Fortunately, innovation and market drive will help drive down the cost of these mmW systems. For example, the first FCC 15.255 certified (unlicensed use), 60 GHz 1.25 Gbps radios were introduced by Terabeam/ HXI in 2003. Today the cost for that product with improved performance is approximately 67 percent less. This is the result of increased sales due to the market’s appetite for low cost, high data rate wireless products. Additionally, the allocation by the FCC of an additional 10 GHz of bandwidth in E-band, combined with much higher allowable EIRP levels than at 60 GHz and the protection provided by link registration, allows longer distance solutions for high bandwidth needs.

Conclusion

While millimeter-wave radios must overcome a number of environmental challenges ranging from adverse weather conditions to unstable mounting surfaces, they do offer considerable benefits in terms of available bandwidth and relative size. This bandwidth capacity is ideal for addressing a number of hot applications. While the original need for multi-gigabit, wireless last-mile connectivity still exists, a new need for multi-gigabit wireless connectivity providing mobile high definition video is growing. This need is shared by both military (surveillance) and commercial (HDTV) sectors.

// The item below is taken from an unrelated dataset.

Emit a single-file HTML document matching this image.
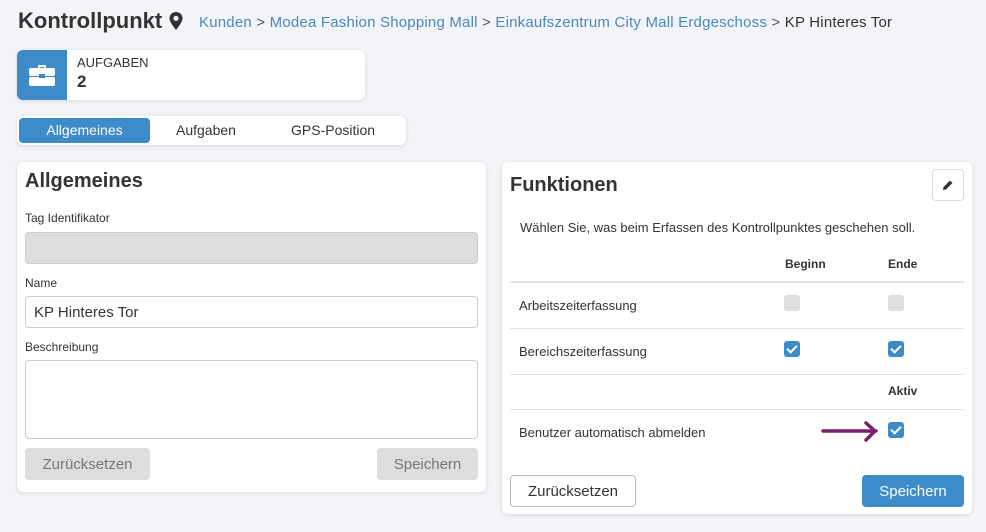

Driven by this growing market demand and made possible through innovative engineering, mmW-based point-to-point and point-to-multipoint networks will continue to deliver more wireless bandwidth for less.

References

1. Federal Communications Commission, FCC OET Bulletin 70, Millimeter-wave Propagation: Spectrum Management Implications.
2. Federal Communications Commission, FCC 05-45 Memorandum Opinion and Order, released March 3, 2005.
3. N.C. Currie and C.E. Brown, Principles and Applications of Millimeter-wave Radar, Artech House, Norwood, MA.
4. Wireless Communications Association International, Path Coordination Guide for the 71–76 and 81–86 GHz Millimeter-wave Bands, Doc.: WCA-PCG-7080.